Halloween is approaching, and both parents and kids are deciding what costume to pick out for the spooky holiday. There are the traditional costumes, such as ghosts and witches, for families to wear. But Halloween 2013 offers LGBT families a special opportunity to celebrate civil rights victories and show support for the variety of cultures, genders, and personalities that make up our colorful community.
Here are some thoughts for both parents and kids:
Now that most of the Defense of Marriage Act is gone and marriage is legal in 14 states and the District of Columbia, why not dress your child as a ghost bride or groom! You can even customize the costumes with flair from your part of the country -- for example, a dead California surfer bride, vampire Iowa farm groom, or zombie New York City socialite couple.
In celebration of the marriage victories the LGBT community scored in 2013 you could dress as Edie Windsor, the heroine behind he U.S. Supreme Court's ruling against section 3 of DOMA. You or your child will need to score a smart blazer, some bling, a fun-colored button-up shirt, and fabulous teased hair.
It never hurts to show that your child is proud of Mom or Dad's service in the military. This Army fatigue costume is great for kids who want to be like their parents and celebrate the diversity of those who serve our country.
Your son or daughter may be too young to know about Sex and the City, but that doesn't mean he or she can't experience the fun of trick-or-treating with you, a sibling, or a friend as Carrie and Samantha from The Carrie Diaries. This Valley Girl costume is a great start, or you can create your own outfit by digging through your closet for anything from the '80s.
Do you and your family like science fiction? Well, Spock, the Vulcan know-it-all from Star Trek, is played by out actor Zachary Quinto. Show your support for him and all the other explorers going where no one has gone before by donning a Starfleet uniform.

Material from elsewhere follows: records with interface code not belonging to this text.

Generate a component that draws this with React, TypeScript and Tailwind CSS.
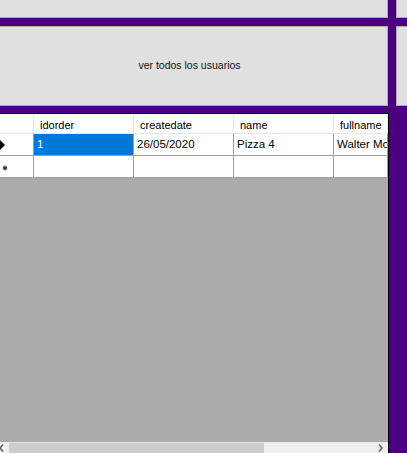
import React from 'react';

const font = { fontFamily: '"Liberation Sans", Arial, sans-serif' };

const cols = [
  { key: 'idorder', w: 'w-[100px]' },
  { key: 'createdate', w: 'w-[100px]' },
  { key: 'name', w: 'w-[100px]' },
  { key: 'fullname', w: 'w-[54px]' },
];

const row = ['1', '26/05/2020', 'Pizza 4', 'Walter Morales'];

const Arrow: React.FC = () => (
  <svg width="6" height="10" viewBox="0 0 6 10" className="block">
    <path d="M0 0 L5 5 L0 10 Z" fill="#000" />
  </svg>
);

const Star: React.FC = () => (
  <svg width="6" height="6" viewBox="0 0 6 6" className="block">
    <path d="M3 0.5 V5.5 M0.8 1.8 L5.2 4.2 M0.8 4.2 L5.2 1.8" stroke="#333" strokeWidth="1.2" />
  </svg>
);

const Chevron: React.FC<{ dir: 'left' | 'right' }> = ({ dir }) => (
  <svg width="5" height="8" viewBox="0 0 5 8" className="block">
    <path d={dir === 'left' ? 'M4 0.5 L1 4 L4 7.5' : 'M1 0.5 L4 4 L1 7.5'} fill="none" stroke="#606060" strokeWidth="1.6" />
  </svg>
);

const App: React.FC = () => {
  return (
    <div className="w-[407px] h-[453px] overflow-hidden bg-[#4b0082] flex flex-col text-[11px] text-black" style={font}>
      {/* top row of buttons */}
      <div className="flex h-[18px] shrink-0">
        <div className="w-[388px] bg-[#e1e1e1] border-r border-b border-[#adadad]" />
        <div className="w-[8px]" />
        <div className="flex-1 bg-[#e1e1e1] border-l border-b border-[#adadad]" />
      </div>
      <div className="h-[8px] shrink-0" />
      <div className="flex h-[80px] shrink-0">
        <button className="w-[388px] bg-[#e1e1e1] border-t border-r border-b border-[#adadad] flex items-center justify-center pr-[8px] text-[10.5px] text-[#111]">
          ver todos los usuarios
        </button>
        <div className="w-[8px]" />
        <div className="flex-1 bg-[#e1e1e1] border-t border-l border-b border-[#adadad]" />
      </div>
      <div className="h-[7px] shrink-0" />

      {/* data grid */}
      <div className="flex flex-1 min-h-0">
        <div className="w-[389px] flex flex-col border-t border-r border-black bg-[#ababab] overflow-hidden">
          {/* header */}
          <div className="flex h-[20px] shrink-0 bg-white border-b border-[#e5e5e5]">
            <div className="w-[34px] shrink-0 border-r border-[#e5e5e5]" />
            {cols.map((c) => (
              <div key={c.key} className={`${c.w} shrink-0 border-r border-[#e5e5e5] pl-[6px] pt-[4px] flex items-center whitespace-nowrap overflow-hidden`}>
                {c.key}
              </div>
            ))}
          </div>
          {/* row 1 */}
          <div className="flex h-[22px] shrink-0 bg-white border-b border-[#a0a0a0]">
            <div className="w-[34px] shrink-0 border-r border-[#a0a0a0] flex items-center">
              <Arrow />
            </div>
            {cols.map((c, i) => (
              <div
                key={c.key}
                className={`${c.w} shrink-0 border-r border-[#a0a0a0] pl-[3px] pt-[1px] flex items-center whitespace-nowrap overflow-hidden text-[11.5px] ${i === 0 ? 'bg-[#0078d7] text-white' : ''}`}
              >
                {row[i]}
              </div>
            ))}
          </div>
          {/* new row */}
          <div className="flex h-[22px] shrink-0 bg-white border-b border-[#a0a0a0]">
            <div className="w-[34px] shrink-0 border-r border-[#a0a0a0] flex items-center pl-[2px] pt-[2px]">
              <Star />
            </div>
            {cols.map((c) => (
              <div key={c.key} className={`${c.w} shrink-0 border-r border-[#a0a0a0]`} />
            ))}
          </div>
          <div className="flex-1" />
          {/* horizontal scrollbar */}
          <div className="h-[11px] shrink-0 bg-[#f0f0f0] border-t border-[#e6e6e6] flex items-stretch">
            <div className="w-[10px] flex items-center -ml-[1px]">
              <Chevron dir="left" />
            </div>
            <div className="w-[255px] bg-[#cdcdcd]" />
            <div className="flex-1" />
            <div className="w-[10px] flex items-center">
              <Chevron dir="right" />
            </div>
          </div>
        </div>
        <div className="flex-1" />
      </div>
    </div>
  );
};

export default App;
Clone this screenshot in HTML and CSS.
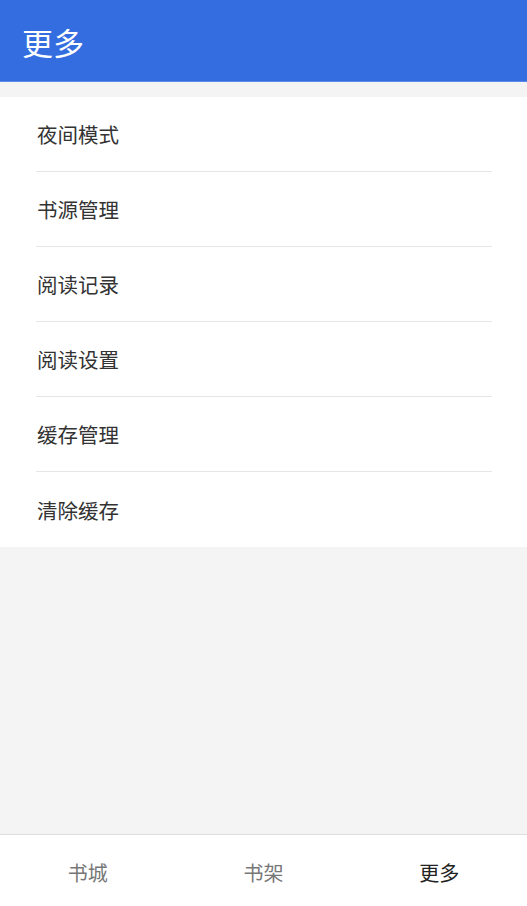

You can't have Halloween without superheroes. I remember whirling in circles and banging my wrists together, hoping that I'd magically turn into Wonder Woman. Your child can too! This great example of a strong woman serves as a role model for both boys and girls. Feel free to customize her costume for any gender or leave it as is and have fun with the whirling dress! If your child prefers tights to skirts, then maybe instead you choose Batman's sidekick Robin. Your tween can show how she or he plans to save Gotham City in this outfit based on the caped crusader's comics.
Your son interested in cheerleading but unsure whether he wants to go out in a full uniform? He can choose this Spartan cheerleading outfit from Saturday Night Live's sketch about high school cheerleaders and be true to himself and still have fun! And for girls looking for a more masculine costume, there's always the handy construction worker option.
Who doesn't like Liza Minnelli? This website has detailed all the elements needed to re-create the costume she wore in Academy Award-winning performance in the musical Cabaret. You child can dress and sing up and down the streets!
If all else fails, and you want to show your rainbow pride, think about a Crayola crayon costume set for the entire family. This option fits families large and small and is suitable for children and parents of all ages.